══ EXERCISE INPUT
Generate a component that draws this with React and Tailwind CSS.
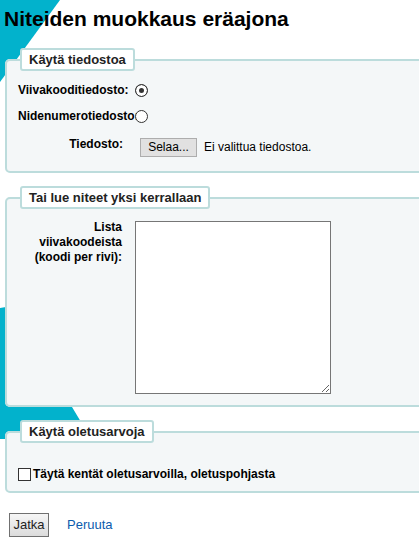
export default function App() {
  return (
    <div className="relative w-[419px] h-[546px] overflow-hidden bg-white text-black font-['Liberation_Sans',Arial,sans-serif]">
      {/* Background decoration */}
      <svg className="absolute inset-0" width="419" height="546" viewBox="0 0 419 546">
        <polygon points="0,0 60,0 0,82" fill="#02b2cc" />
        <polygon points="0,308 60,298 66,397 84,427 84,439 0,439" fill="#02b2cc" />
      </svg>

      <div className="relative">
        <h1 className="ml-[4px] pt-[7px] text-[21px] leading-[24px] font-bold">Niteiden muokkaus eräajona</h1>

        {/* Käytä tiedostoa */}
        <fieldset className="mt-[17px] ml-[5px] w-[440px] border-2 border-[#bcdcdc] rounded-[5px] bg-[#f4f7f8] px-[11px] pb-[14px]">
          <legend className="ml-[2px] px-[7px] py-[2px] border-2 border-[#bcdcdc] rounded-[3px] bg-white text-[13px] leading-[15px] font-bold text-[#222]">
            Käytä tiedostoa
          </legend>
          <div className="mt-[9px] flex items-center h-[20px]">
            <label htmlFor="barcode_file" className="w-[117px] shrink-0 whitespace-nowrap text-[12px] font-bold">
              Viivakooditiedosto:
            </label>
            <input
              id="barcode_file"
              type="radio"
              name="filecontent"
              defaultChecked
              className="appearance-none m-0 w-[13px] h-[13px] rounded-full border border-[#333] bg-white checked:bg-[#333] checked:shadow-[inset_0_0_0_3px_white]"
            />
          </div>
          <div className="mt-[6px] flex items-center h-[20px]">
            <label htmlFor="itemid_file" className="w-[117px] shrink-0 whitespace-nowrap text-[12px] font-bold">
              Nidenumerotiedosto:
            </label>
            <input
              id="itemid_file"
              type="radio"
              name="filecontent"
              className="appearance-none m-0 w-[13px] h-[13px] rounded-full border border-[#333] bg-white checked:bg-[#333] checked:shadow-[inset_0_0_0_3px_white]"
            />
          </div>
          <div className="mt-[11px] flex items-start">
            <label className="w-[105px] shrink-0 text-right text-[12px] leading-[14px] font-bold">Tiedosto:</label>
            <button className="ml-[17px] mt-[1px] w-[57px] h-[19px] border border-[#adadad] bg-[#e1e1e1] text-[12px] leading-[17px]">
              Selaa...
            </button>
            <span className="ml-[7px] mt-[1px] text-[12px] leading-[19px]">Ei valittua tiedostoa.</span>
          </div>
        </fieldset>

        {/* Tai lue niteet yksi kerrallaan */}
        <fieldset className="mt-[13px] ml-[5px] w-[440px] border-2 border-[#bcdcdc] rounded-[5px] bg-[#f4f7f8] px-[11px] pb-[11px]">
          <legend className="ml-[2px] px-[7px] py-[2px] border-2 border-[#bcdcdc] rounded-[3px] bg-white text-[13px] leading-[15px] font-bold text-[#222]">
            Tai lue niteet yksi kerrallaan
          </legend>
          <div className="mt-[11px] flex items-start">
            <label htmlFor="barcodelist" className="w-[104px] shrink-0 text-right text-[12px] leading-[15px] font-bold">
              Lista
              <br />
              viivakoodeista
              <br />
              (koodi per rivi):
            </label>
            <textarea
              id="barcodelist"
              className="ml-[13px] mt-[1px] w-[196px] h-[173px] border border-[#767676] bg-white"
            />
          </div>
        </fieldset>

        {/* Käytä oletusarvoja */}
        <fieldset className="mt-[13px] ml-[5px] w-[440px] border-2 border-[#bcdcdc] rounded-[5px] bg-[#f4f7f8] px-[11px] pb-[10px]">
          <legend className="ml-[2px] px-[7px] py-[2px] border-2 border-[#bcdcdc] rounded-[3px] bg-white text-[13px] leading-[15px] font-bold text-[#222]">
            Käytä oletusarvoja
          </legend>
          <div className="mt-[24px] flex items-center h-[14px]">
            <input
              id="usedefaults"
              type="checkbox"
              className="appearance-none m-0 w-[13px] h-[13px] border border-[#333] bg-white"
            />
            <label htmlFor="usedefaults" className="ml-[2px] text-[12px] font-bold">
              Täytä kentät oletusarvoilla, oletuspohjasta
            </label>
          </div>
        </fieldset>

        <div className="mt-[20px] ml-[9px] flex items-center">
          <button className="w-[40px] h-[24px] border border-[#707070] bg-gradient-to-b from-[#f6f6f6] to-[#dcdcdc] text-[13px] text-[#222]">
            Jatka
          </button>
          <a href="#" className="ml-[18px] text-[13px] text-[#0b5cad]">
            Peruuta
          </a>
        </div>
      </div>
    </div>
  )
}
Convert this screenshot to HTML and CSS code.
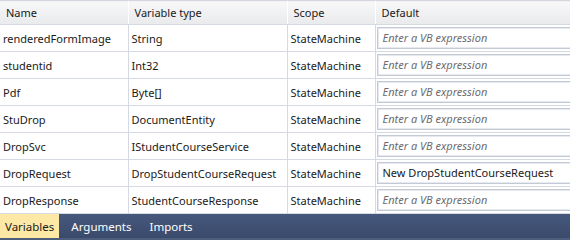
FILE: index.html
```html
<!DOCTYPE html>
<html lang="en">
<head>
    <meta charset="UTF-8">
    <title>Variables</title>
    <link rel="stylesheet" href="styles.css">
</head>
<body>
    <div class="designer">
        <table class="var-grid">
            <colgroup>
                <col class="c-name">
                <col class="c-type">
                <col class="c-scope">
                <col class="c-default">
            </colgroup>
            <tr class="head">
                <th>Name</th>
                <th>Variable type</th>
                <th>Scope</th>
                <th>Default</th>
            </tr>
            <tr>
                <td>renderedFormImage</td>
                <td>String</td>
                <td>StateMachine</td>
                <td><div class="expr empty">Enter a VB expression</div></td>
            </tr>
            <tr>
                <td>studentid</td>
                <td>Int32</td>
                <td>StateMachine</td>
                <td><div class="expr empty">Enter a VB expression</div></td>
            </tr>
            <tr>
                <td>Pdf</td>
                <td>Byte[]</td>
                <td>StateMachine</td>
                <td><div class="expr empty">Enter a VB expression</div></td>
            </tr>
            <tr>
                <td>StuDrop</td>
                <td>DocumentEntity</td>
                <td>StateMachine</td>
                <td><div class="expr empty">Enter a VB expression</div></td>
            </tr>
            <tr>
                <td>DropSvc</td>
                <td>IStudentCourseService</td>
                <td>StateMachine</td>
                <td><div class="expr empty">Enter a VB expression</div></td>
            </tr>
            <tr>
                <td>DropRequest</td>
                <td>DropStudentCourseRequest</td>
                <td>StateMachine</td>
                <td><div class="expr">New DropStudentCourseRequest</div></td>
            </tr>
            <tr>
                <td>DropResponse</td>
                <td>StudentCourseResponse</td>
                <td>StateMachine</td>
                <td><div class="expr empty">Enter a VB expression</div></td>
            </tr>
        </table>

        <!-- tabs at the bottom of the designer -->
        <div class="tabbar">
            <span class="tab active">Variables</span>
            <span class="tab">Arguments</span>
            <span class="tab">Imports</span>
        </div>
    </div>
</body>
</html>
```

FILE: styles.css
```css
body {
    margin: 0;
    font-family: 'Segoe UI', 'Noto Sans', sans-serif;
    font-size: 11px;
    color: #1a1a1a;
    background-color: #ffffff;
    overflow: hidden;
}

.designer {
    width: 570px;
    height: 240px;
    background-color: #4d5d7c;
}

.var-grid {
    width: 570px;
    border-collapse: collapse;
    table-layout: fixed;
    background-color: #ffffff;
}

.c-name { width: 128px; }
.c-type { width: 159px; }
.c-scope { width: 88px; }
.c-default { width: 195px; }

.var-grid th {
    height: 23px;
    padding: 0 0 0 6px;
    text-align: left;
    font-weight: normal;
    white-space: nowrap;
    background: linear-gradient(#f8f8f9, #e9eaec);
    border-top: 1px solid #d3d6dd;
    border-bottom: 1px solid #d5d9e2;
    border-left: 1px solid #ffffff;
}

.var-grid th:first-child {
    border-left: none;
}

.var-grid td {
    height: 26px;
    padding: 0 0 0 3px;
    white-space: nowrap;
    overflow: hidden;
    border-bottom: 1px solid #d5d9e4;
    border-left: 1px solid #d5d9e4;
}

.var-grid td:first-child {
    border-left: none;
}

.var-grid td:last-child {
    padding: 0 0 0 1px;
}

/* box for the default value */
.expr {
    height: 20px;
    line-height: 20px;
    padding: 0 0 0 5px;
    margin-right: -10px;
    border: 1px solid #c4c9d6;
    box-shadow: inset 0 0 0 1px #e6e9f0;
    background-color: #ffffff;
}

.expr.empty {
    color: #6b6b70;
    font-style: italic;
}

.tabbar {
    display: flex;
    height: 24px;
    background: linear-gradient(#46587c, #3a4a6c);
    font-size: 11.5px;
}

.tab {
    display: flex;
    align-items: center;
    padding: 0 6px 0 12px;
    color: #ffffff;
}

.tab.active {
    color: #1a1a1a;
    padding: 0 5px 0 5px;
    background-color: #fde8a6;
}
```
════
TASK INSTRUCTIONS
Write out the lines from the start of the material to the line with "pt-[7px] text-[21px] leading-[24px]", inclusive and exactly. Skip the pictures.

COMPLETE RESPONSE
Generate a component that draws this with React and Tailwind CSS.
export default function App() {
  return (
    <div className="relative w-[419px] h-[546px] overflow-hidden bg-white text-black font-['Liberation_Sans',Arial,sans-serif]">
      {/* Background decoration */}
      <svg className="absolute inset-0" width="419" height="546" viewBox="0 0 419 546">
        <polygon points="0,0 60,0 0,82" fill="#02b2cc" />
        <polygon points="0,308 60,298 66,397 84,427 84,439 0,439" fill="#02b2cc" />
      </svg>

      <div className="relative">
        <h1 className="ml-[4px] pt-[7px] text-[21px] leading-[24px] font-bold">Niteiden muokkaus eräajona</h1>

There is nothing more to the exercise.